━━━━━ Data shown ━━━━━

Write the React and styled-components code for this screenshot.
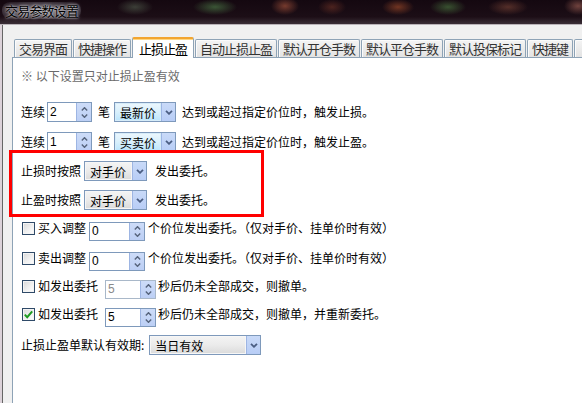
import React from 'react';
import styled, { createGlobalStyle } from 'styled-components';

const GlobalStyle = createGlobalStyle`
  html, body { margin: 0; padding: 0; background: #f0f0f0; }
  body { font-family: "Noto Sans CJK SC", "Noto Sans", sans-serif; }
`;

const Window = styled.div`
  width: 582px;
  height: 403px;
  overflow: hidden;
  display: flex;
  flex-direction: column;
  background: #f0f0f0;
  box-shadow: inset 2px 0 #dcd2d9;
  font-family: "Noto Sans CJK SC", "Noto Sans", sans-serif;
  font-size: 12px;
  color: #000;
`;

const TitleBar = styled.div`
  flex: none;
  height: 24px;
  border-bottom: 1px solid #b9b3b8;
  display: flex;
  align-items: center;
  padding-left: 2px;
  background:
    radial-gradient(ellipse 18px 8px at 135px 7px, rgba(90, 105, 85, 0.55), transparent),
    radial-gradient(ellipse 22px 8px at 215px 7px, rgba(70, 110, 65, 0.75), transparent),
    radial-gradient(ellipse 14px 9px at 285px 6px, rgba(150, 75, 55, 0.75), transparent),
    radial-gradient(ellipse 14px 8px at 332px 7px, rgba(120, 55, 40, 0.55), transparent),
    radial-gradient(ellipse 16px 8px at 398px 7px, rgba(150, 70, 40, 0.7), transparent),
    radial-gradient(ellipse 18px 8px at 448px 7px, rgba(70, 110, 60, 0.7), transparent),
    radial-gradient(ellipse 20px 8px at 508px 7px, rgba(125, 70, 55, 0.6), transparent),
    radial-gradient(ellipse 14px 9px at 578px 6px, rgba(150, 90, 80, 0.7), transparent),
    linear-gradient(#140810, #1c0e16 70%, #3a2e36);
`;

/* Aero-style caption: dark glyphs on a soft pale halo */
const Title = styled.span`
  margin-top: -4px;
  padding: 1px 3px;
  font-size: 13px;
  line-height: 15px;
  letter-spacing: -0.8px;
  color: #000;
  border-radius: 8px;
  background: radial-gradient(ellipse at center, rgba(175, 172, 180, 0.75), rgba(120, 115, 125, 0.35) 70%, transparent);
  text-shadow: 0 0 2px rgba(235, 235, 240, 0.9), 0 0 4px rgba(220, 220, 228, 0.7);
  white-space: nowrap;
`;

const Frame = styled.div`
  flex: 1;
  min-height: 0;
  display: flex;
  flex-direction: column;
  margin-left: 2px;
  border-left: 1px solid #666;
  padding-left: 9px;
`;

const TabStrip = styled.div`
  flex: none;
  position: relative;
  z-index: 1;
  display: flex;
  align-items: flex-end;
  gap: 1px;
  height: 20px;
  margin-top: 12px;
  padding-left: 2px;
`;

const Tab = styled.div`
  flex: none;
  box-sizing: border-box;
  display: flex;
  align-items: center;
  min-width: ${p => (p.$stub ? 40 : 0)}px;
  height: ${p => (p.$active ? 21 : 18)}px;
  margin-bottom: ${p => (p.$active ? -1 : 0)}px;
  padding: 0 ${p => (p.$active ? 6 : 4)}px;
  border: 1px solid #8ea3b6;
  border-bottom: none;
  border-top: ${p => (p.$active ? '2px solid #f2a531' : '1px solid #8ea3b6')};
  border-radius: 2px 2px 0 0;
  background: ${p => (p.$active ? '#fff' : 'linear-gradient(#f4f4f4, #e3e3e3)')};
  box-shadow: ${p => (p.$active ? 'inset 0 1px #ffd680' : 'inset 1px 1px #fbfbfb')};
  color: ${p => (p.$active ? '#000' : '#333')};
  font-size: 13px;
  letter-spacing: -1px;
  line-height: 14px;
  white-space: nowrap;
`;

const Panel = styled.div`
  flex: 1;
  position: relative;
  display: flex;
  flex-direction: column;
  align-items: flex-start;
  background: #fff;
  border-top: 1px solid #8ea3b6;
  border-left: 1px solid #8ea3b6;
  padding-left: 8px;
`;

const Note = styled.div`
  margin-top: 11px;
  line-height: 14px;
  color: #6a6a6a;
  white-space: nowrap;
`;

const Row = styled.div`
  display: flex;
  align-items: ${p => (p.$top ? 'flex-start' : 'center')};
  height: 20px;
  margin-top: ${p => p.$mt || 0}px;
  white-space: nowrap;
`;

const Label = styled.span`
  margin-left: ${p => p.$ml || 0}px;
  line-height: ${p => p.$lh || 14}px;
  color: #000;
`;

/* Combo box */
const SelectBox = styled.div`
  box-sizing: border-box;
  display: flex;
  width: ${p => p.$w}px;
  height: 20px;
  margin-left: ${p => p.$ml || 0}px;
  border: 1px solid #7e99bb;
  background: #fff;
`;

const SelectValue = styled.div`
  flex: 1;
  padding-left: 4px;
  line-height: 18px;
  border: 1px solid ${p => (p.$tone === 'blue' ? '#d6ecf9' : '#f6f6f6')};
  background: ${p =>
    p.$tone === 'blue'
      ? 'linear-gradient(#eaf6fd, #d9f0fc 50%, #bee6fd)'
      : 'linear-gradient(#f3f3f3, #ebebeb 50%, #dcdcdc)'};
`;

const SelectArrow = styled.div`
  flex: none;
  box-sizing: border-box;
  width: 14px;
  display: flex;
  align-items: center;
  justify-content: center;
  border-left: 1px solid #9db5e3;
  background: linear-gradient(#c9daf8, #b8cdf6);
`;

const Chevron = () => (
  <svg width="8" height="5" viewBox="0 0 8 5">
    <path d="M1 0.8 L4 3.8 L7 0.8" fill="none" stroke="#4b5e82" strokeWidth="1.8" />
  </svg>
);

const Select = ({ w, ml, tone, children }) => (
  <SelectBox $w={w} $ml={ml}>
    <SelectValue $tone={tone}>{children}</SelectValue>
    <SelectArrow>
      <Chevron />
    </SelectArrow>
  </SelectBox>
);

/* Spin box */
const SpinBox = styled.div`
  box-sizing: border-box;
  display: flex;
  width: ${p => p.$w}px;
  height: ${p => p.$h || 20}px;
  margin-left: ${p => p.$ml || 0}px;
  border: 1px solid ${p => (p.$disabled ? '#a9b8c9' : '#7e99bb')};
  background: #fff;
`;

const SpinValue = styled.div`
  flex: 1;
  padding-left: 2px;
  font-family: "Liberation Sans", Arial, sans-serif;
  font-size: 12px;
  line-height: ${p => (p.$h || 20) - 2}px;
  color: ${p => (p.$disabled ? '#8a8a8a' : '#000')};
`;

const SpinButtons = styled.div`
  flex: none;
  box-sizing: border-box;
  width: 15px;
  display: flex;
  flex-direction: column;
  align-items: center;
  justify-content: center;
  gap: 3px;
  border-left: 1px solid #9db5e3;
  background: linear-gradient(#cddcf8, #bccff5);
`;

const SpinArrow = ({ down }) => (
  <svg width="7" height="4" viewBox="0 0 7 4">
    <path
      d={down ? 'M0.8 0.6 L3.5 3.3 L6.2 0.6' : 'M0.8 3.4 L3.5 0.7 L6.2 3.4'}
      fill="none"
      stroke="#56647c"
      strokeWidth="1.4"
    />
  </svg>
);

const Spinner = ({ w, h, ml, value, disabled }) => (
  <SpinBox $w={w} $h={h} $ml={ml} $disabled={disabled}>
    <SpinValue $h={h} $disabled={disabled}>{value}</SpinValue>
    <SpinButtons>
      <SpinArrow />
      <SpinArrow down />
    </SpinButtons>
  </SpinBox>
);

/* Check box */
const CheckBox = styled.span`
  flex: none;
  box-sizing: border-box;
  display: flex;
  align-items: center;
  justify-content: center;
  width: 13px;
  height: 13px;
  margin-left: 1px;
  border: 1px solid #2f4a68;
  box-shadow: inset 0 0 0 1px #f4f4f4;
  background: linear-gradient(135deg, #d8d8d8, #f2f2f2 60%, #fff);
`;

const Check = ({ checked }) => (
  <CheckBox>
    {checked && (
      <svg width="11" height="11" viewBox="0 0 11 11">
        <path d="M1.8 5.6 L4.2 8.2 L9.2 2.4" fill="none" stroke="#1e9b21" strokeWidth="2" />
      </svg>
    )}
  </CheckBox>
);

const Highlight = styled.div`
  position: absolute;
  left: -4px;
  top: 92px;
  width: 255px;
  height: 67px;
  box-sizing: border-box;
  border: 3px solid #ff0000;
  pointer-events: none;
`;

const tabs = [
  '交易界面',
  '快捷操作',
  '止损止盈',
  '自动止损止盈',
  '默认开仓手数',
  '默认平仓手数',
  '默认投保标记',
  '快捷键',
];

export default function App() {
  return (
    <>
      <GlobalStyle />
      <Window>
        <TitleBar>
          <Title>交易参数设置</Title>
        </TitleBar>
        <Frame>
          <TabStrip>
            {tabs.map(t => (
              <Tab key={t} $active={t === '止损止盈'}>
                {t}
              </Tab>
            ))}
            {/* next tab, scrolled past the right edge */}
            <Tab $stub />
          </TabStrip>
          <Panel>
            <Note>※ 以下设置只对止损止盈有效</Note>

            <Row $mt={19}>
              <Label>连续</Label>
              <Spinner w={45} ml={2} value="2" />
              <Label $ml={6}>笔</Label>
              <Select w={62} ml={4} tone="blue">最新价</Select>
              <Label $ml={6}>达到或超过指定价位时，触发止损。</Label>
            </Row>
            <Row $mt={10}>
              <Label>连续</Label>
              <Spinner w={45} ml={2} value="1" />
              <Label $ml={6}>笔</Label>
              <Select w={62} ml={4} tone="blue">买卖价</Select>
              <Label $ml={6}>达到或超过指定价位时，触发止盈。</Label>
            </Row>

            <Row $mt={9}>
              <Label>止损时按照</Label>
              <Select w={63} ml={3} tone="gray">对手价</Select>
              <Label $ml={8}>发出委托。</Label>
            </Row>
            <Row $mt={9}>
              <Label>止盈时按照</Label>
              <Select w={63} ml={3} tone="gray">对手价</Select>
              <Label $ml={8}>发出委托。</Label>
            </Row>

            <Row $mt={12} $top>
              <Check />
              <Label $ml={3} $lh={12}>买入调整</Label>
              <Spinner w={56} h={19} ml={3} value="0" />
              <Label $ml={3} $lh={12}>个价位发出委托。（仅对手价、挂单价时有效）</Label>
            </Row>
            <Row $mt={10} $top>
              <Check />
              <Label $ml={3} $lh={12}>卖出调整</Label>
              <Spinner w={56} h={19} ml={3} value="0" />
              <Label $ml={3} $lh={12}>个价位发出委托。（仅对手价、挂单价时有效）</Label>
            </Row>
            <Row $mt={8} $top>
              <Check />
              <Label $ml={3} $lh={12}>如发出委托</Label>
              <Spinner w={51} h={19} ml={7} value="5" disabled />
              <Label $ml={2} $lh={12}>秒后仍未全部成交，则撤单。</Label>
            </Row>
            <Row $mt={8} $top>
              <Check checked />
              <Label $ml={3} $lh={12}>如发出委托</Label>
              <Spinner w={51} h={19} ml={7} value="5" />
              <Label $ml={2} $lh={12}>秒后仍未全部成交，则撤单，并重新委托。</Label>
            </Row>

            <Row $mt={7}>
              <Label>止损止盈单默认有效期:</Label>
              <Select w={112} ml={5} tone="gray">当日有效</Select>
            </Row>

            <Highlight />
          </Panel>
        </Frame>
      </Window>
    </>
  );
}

━━━━━

**Instructions for the task**
Each line that has the word "React" should be copied.

**Complete response**
Write the React and styled-components code for this screenshot.
import React from 'react';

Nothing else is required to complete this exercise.